This is good advice, which the appeal judge took. However, while I have not read and understood every detail of the guidance, it seems to me that the judge’s understanding went beyond the guidance, including its ‘traps for the unwary’.

The statistical guidance cites the following guidance from the forensic scientists’ professional body:

Logic: The expert will address the probability of the evidence given the proposition and relevant background information and not the probability of the proposition given the evidence and background information.”

This seems sound, but needs supporting by detailed advice. In particular none of the above guidance explicitly takes account of the notion of ‘beyond reasonable doubt’.

Forensic science view

Science and Justice has an article which opines:

“Our concern is that the judgment will be interpreted as being in opposition to the principles of logical interpretation of evidence. We re-iterate those principles and then discuss several extracts from the judgment that may be potentially harmful to the future of forensic science.”

The full article is behind a pay-wall, but I would like to know what principles it is referring to. It is hard to see how there could be a conflict, unless there are some extra principles not in the RSS guidance.

Criminal law Review

Forensic Science Evidence in Question argues that:

 “The strict ratio of R. v T  is that existing data are legally insufficient to permit footwear mark experts to utilise probabilistic methods involving likelihood ratios when writing reports or testifying at trial. For the reasons identified in this article, we hope that the Court of Appeal will reconsider this ruling at the earliest opportunity. In the meantime, we are concerned that some of the Court’s more general statements could frustrate the jury’s understanding of forensic science evidence, and even risk miscarriages of justice, if extrapolated to other contexts and forms of expertise. There is no reason in law why errant obiter dicta should be permitted to corrupt best scientific practice.”

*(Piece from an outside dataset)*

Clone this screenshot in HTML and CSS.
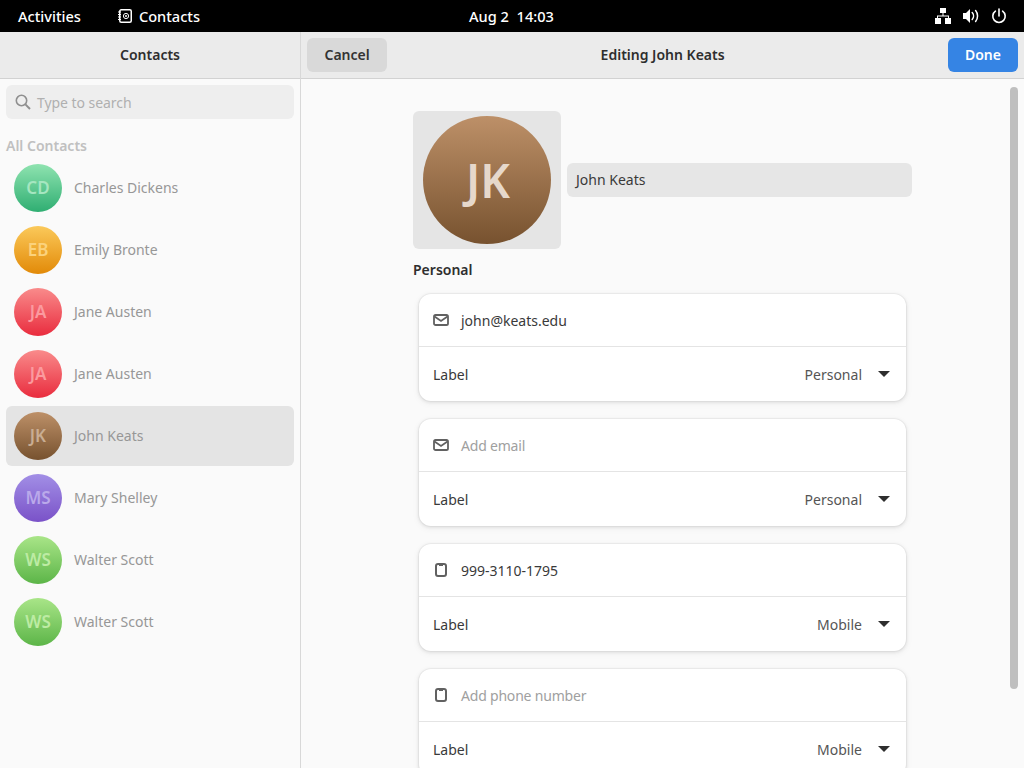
FILE: index.html
```html
<!DOCTYPE html>
<html lang="en">

<head>
    <meta charset="UTF-8">
    <title>Contacts</title>
    <link rel="stylesheet" href="styles.css">
</head>

<body>

    <div class="topbar">
        <div class="topbar-left">
            <span class="activities">Activities</span>
            <span class="app-menu">
                <svg class="app-icon" width="16" height="16" viewBox="0 0 16 16">
                    <rect x="2.75" y="1.75" width="11.5" height="12.5" rx="1.5" fill="none" stroke="#fff" stroke-width="1.5"/>
                    <path d="M1 4h3M1 6.5h3M1 9h3M1 11.5h3" stroke="#fff" stroke-width="1"/>
                    <circle cx="9" cy="8" r="2.6" fill="none" stroke="#fff" stroke-width="1"/>
                    <circle cx="9" cy="8" r="1" fill="#fff"/>
                </svg>
                Contacts
            </span>
        </div>
        <div class="clock">Aug 2&nbsp; 14:03</div>
        <div class="tray">
            <svg width="16" height="16" viewBox="0 0 16 16" fill="#fff">
                <path d="M5 0h6v5H5zM0 10h6v6H0zM10 10h6v6h-6z"/>
                <path d="M7.5 5h1v2.5H14V10h-1V8.5H3V10H2V7.5h5.5z"/>
            </svg>
            <svg width="16" height="16" viewBox="0 0 16 16" fill="#fff">
                <path d="M0 5h3l4-4v14l-4-4H0z"/>
                <path d="M9.2 4.6a5 5 0 0 1 0 6.8" fill="none" stroke="#fff" stroke-width="1.5" stroke-linecap="round"/>
                <path d="M12.6 2.6a8.4 8.4 0 0 1 0 10.8" fill="none" stroke="#fff" stroke-width="1.5" stroke-linecap="round"/>
            </svg>
            <svg width="16" height="16" viewBox="0 0 16 16" fill="none" stroke="#fff" stroke-width="1.6">
                <path d="M8 1v7" stroke-linecap="round"/>
                <path d="M4.4 3.2a6.2 6.2 0 1 0 7.2 0" stroke-linecap="round"/>
            </svg>
        </div>
    </div>

    <div class="window">
        <div class="sidebar">
            <div class="header sidebar-header">Contacts</div>
            <div class="search">
                <svg width="16" height="16" viewBox="0 0 16 16" fill="none" stroke="#8f8f8f" stroke-width="1.6">
                    <circle cx="6.5" cy="6.5" r="5.2"/>
                    <path d="M10.4 10.4l4.6 4.6" stroke-width="2"/>
                </svg>
                <span>Type to search</span>
            </div>
            <div class="group-title">All Contacts</div>
            <div class="contact-list">
                <div class="contact">
                    <div class="avatar green">CD</div>
                    <span>Charles Dickens</span>
                </div>
                <div class="contact">
                    <div class="avatar orange">EB</div>
                    <span>Emily Bronte</span>
                </div>
                <div class="contact">
                    <div class="avatar red">JA</div>
                    <span>Jane Austen</span>
                </div>
                <div class="contact">
                    <div class="avatar red">JA</div>
                    <span>Jane Austen</span>
                </div>
                <div class="contact selected">
                    <div class="avatar brown">JK</div>
                    <span>John Keats</span>
                </div>
                <div class="contact">
                    <div class="avatar purple">MS</div>
                    <span>Mary Shelley</span>
                </div>
                <div class="contact">
                    <div class="avatar lime">WS</div>
                    <span>Walter Scott</span>
                </div>
                <div class="contact">
                    <div class="avatar lime">WS</div>
                    <span>Walter Scott</span>
                </div>
            </div>
        </div>

        <div class="main">
            <div class="header main-header">
                <button class="btn">Cancel</button>
                <div class="main-title">Editing John Keats</div>
                <button class="btn btn-done">Done</button>
            </div>
            <div class="editor">
                <div class="scrollbar"></div>
                <div class="form">
                    <div class="name-row">
                        <div class="photo">
                            <div class="avatar-big brown">JK</div>
                        </div>
                        <div class="name-entry">John Keats</div>
                    </div>
                    <div class="section-title">Personal</div>

                    <div class="card">
                        <div class="card-row">
                            <svg class="row-icon" width="16" height="16" viewBox="0 0 16 16" fill="none" stroke="#616161" stroke-width="1.8">
                                <rect x="1" y="3" width="14" height="10" rx="1.6"/>
                                <path d="M1.5 4.5L8 9l6.5-4.5"/>
                            </svg>
                            <span>john@keats.edu</span>
                        </div>
                        <div class="card-row label-row">
                            <span>Label</span>
                            <div class="picker"><span class="picker-value">Personal</span><i class="arrow"></i></div>
                        </div>
                    </div>

                    <div class="card">
                        <div class="card-row">
                            <svg class="row-icon" width="16" height="16" viewBox="0 0 16 16" fill="none" stroke="#616161" stroke-width="1.8">
                                <rect x="1" y="3" width="14" height="10" rx="1.6"/>
                                <path d="M1.5 4.5L8 9l6.5-4.5"/>
                            </svg>
                            <span class="placeholder">Add email</span>
                        </div>
                        <div class="card-row label-row">
                            <span>Label</span>
                            <div class="picker"><span class="picker-value">Personal</span><i class="arrow"></i></div>
                        </div>
                    </div>

                    <div class="card">
                        <div class="card-row">
                            <svg class="row-icon" width="16" height="16" viewBox="0 0 16 16" fill="none" stroke="#616161" stroke-width="2">
                                <rect x="3" y="2" width="10" height="12" rx="2"/>
                                <path d="M6 3h4"/>
                            </svg>
                            <span>999-3110-1795</span>
                        </div>
                        <div class="card-row label-row">
                            <span>Label</span>
                            <div class="picker"><span class="picker-value">Mobile</span><i class="arrow"></i></div>
                        </div>
                    </div>

                    <div class="card">
                        <div class="card-row">
                            <svg class="row-icon" width="16" height="16" viewBox="0 0 16 16" fill="none" stroke="#616161" stroke-width="2">
                                <rect x="3" y="2" width="10" height="12" rx="2"/>
                                <path d="M6 3h4"/>
                            </svg>
                            <span class="placeholder">Add phone number</span>
                        </div>
                        <div class="card-row label-row">
                            <span>Label</span>
                            <div class="picker"><span class="picker-value">Mobile</span><i class="arrow"></i></div>
                        </div>
                    </div>
                </div>
            </div>
        </div>
    </div>

</body>

</html>
```

FILE: styles.css
```css
* {
    box-sizing: border-box;
}

html,
body {
    height: 100%;
}

body {
    margin: 0;
    overflow: hidden;
    display: flex;
    flex-direction: column;
    font-family: "Noto Sans", "Open Sans", sans-serif;
    font-size: 14px;
    color: #3a3a3a;
    background: #fafafa;
}

/* gnome shell bar */
.topbar {
    height: 32px;
    flex: none;
    background: #000;
    color: #fff;
    display: grid;
    grid-template-columns: 1fr auto 1fr;
    align-items: center;
    font-size: 14.6px;
    font-weight: 500;
}

.topbar-left {
    display: flex;
    align-items: center;
    padding-left: 18px;
    gap: 36px;
}

.app-menu {
    display: flex;
    align-items: center;
    gap: 6px;
}

.clock {
    margin-left: -1px;
}

.tray {
    display: flex;
    justify-content: flex-end;
    align-items: center;
    gap: 12px;
    padding-right: 17px;
}

.window {
    flex: 1;
    display: flex;
    min-height: 0;
}

.header {
    height: 47px;
    flex: none;
    background: #ebebeb;
    border-bottom: 1px solid #d2d2d2;
    display: flex;
    align-items: center;
    font-weight: 600;
    color: #2e2e2e;
}

/* left column */
.sidebar {
    width: 301px;
    flex: none;
    border-right: 1px solid #d8d8d8;
    display: flex;
    flex-direction: column;
}

.sidebar-header {
    justify-content: center;
    padding-bottom: 2px;
}

.search {
    margin: 6px 6px 0;
    height: 34px;
    background: #eeeeee;
    border-radius: 6px;
    padding-left: 9px;
    display: flex;
    align-items: center;
    gap: 6px;
    color: #b0b0b0;
    letter-spacing: -0.05px;
}

.group-title {
    margin: 17px 0 0 6px;
    height: 20px;
    line-height: 19px;
    font-weight: 600;
    color: #c0c0c0;
}

.contact-list {
    margin: 2px 6px 0;
    display: flex;
    flex-direction: column;
    gap: 2px;
}

.contact {
    height: 60px;
    display: flex;
    align-items: center;
    gap: 12px;
    padding-left: 8px;
    border-radius: 6px;
    color: #979797;
}

.contact span {
    padding-bottom: 2px;
}

.contact.selected {
    background: #e4e4e4;
}

.avatar {
    width: 48px;
    height: 48px;
    border-radius: 50%;
    display: flex;
    align-items: center;
    justify-content: center;
    font-size: 17px;
    font-weight: 600;
    padding-bottom: 1px;
}

.green {
    background: linear-gradient(#8fe3b0, #2fae72);
    color: #a5e6c0;
}

.orange {
    background: linear-gradient(#fbc95a, #e28a08);
    color: #fbd27c;
}

.red {
    background: linear-gradient(#f98b8b, #e92c3e);
    color: #fb9a9f;
}

.brown {
    background: linear-gradient(#bd9068, #77522f);
    color: #c9ad93;
}

.purple {
    background: linear-gradient(#a28fe6, #7a52c8);
    color: #baa9ea;
}

.lime {
    background: linear-gradient(#a9e588, #5cb548);
    color: #bdeba4;
}

/* right column */
.main {
    flex: 1;
    min-width: 0;
    display: flex;
    flex-direction: column;
}

.main-header {
    justify-content: space-between;
    padding: 0 6px;
}

.main-title {
    margin-right: 10px;
    padding-bottom: 2px;
}

.btn {
    height: 34px;
    padding: 0 17.5px 2px;
    border: none;
    border-radius: 6px;
    background: #d9d9d9;
    color: #333;
    font: inherit;
}

.btn-done {
    padding: 0 17px 2px;
    background: #3584e4;
    color: #fff;
}

.editor {
    flex: 1;
    min-height: 0;
    overflow: hidden;
    position: relative;
}

.scrollbar {
    position: absolute;
    top: 8px;
    right: 6px;
    width: 8px;
    height: 602px;
    background: #bfbfbf;
    border-radius: 4px;
}

.form {
    width: 499px;
    margin: 32px 0 0 112px;
}

.name-row {
    display: flex;
    align-items: center;
    gap: 6px;
}

.photo {
    width: 148px;
    height: 138px;
    background: #e5e5e5;
    border-radius: 6px;
    display: flex;
    justify-content: center;
    align-items: center;
}

.avatar-big {
    width: 128px;
    height: 128px;
    border-radius: 50%;
    display: flex;
    align-items: center;
    justify-content: center;
    font-size: 46px;
    font-weight: 600;
    color: #e6d8cb;
    padding-left: 2px;
}

.name-entry {
    width: 345px;
    height: 34px;
    background: #e6e6e6;
    border-radius: 6px;
    padding-left: 9px;
    line-height: 34px;
}

.section-title {
    margin-top: 11px;
    height: 20px;
    line-height: 20px;
    font-weight: 600;
    color: #2e2e2e;
}

.card {
    width: 487px;
    margin: 14px 0 0 6px;
    background: #fff;
    border-radius: 12px;
    box-shadow: 0 0 0 1px rgba(0, 0, 0, 0.03), 0 1px 3px 1px rgba(0, 0, 0, 0.07), 0 2px 6px 2px rgba(0, 0, 0, 0.03);
}

.card + .card {
    margin-top: 18px;
}

.card-row {
    height: 52px;
    display: flex;
    align-items: center;
    padding: 0 16px 0 14px;
}

.row-icon {
    margin-right: 12px;
    flex: none;
}

.label-row {
    height: 55px;
    border-top: 1px solid #e4e4e4;
    justify-content: space-between;
}

.picker {
    display: flex;
    align-items: center;
    gap: 16px;
}

.picker-value {
    color: #555;
}

.arrow {
    width: 0;
    height: 0;
    border-left: 6px solid transparent;
    border-right: 6px solid transparent;
    border-top: 6px solid #2e2e2e;
}

.placeholder {
    color: #a0a0a0;
    letter-spacing: -0.2px;
}
```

In this account it is clear that the substantive issues are about likelihoods rather than probabilities, and that consideration of ‘prior probabilities’ are not relevant here. This is different from the Royal Society’s account, which emphasises subjective probability. However, in considering the likelihood of the evidence conditioned on the suspect’s innocence, it is implicitly assumed that the perpetrator is typical of the UK population as a whole, or of people at UK crime scenes as a whole. But suppose that women are most often murdered by men that they are or have been close to, and that such men are likely to be more similar to each other than people randomly selected from the population as a whole. Then it is reasonable to suppose that the likelihood that the perpetrator is some other male known to the victim will be significantly greater than the likelihood of it being some random man. The use of an inappropriate likelihood introduces a bias.

My advice: do not get involved with people who mostly get involved with people like you, unless you trust them all.

The Appeal

Prof. Jamieson, an expert on the evaluation of evidence whose statements informed the appeal, said:

“It is essential for the population data for these shoes be applicable to the population potentially present at the scene. Regional, time, and cultural differences all affect the frequency of particular footwear in a relevant population. That data was simply not … . If the shoes were more common in such a population then the probative value is lessened. The converse is also true, but we do not know which is the accurate position.”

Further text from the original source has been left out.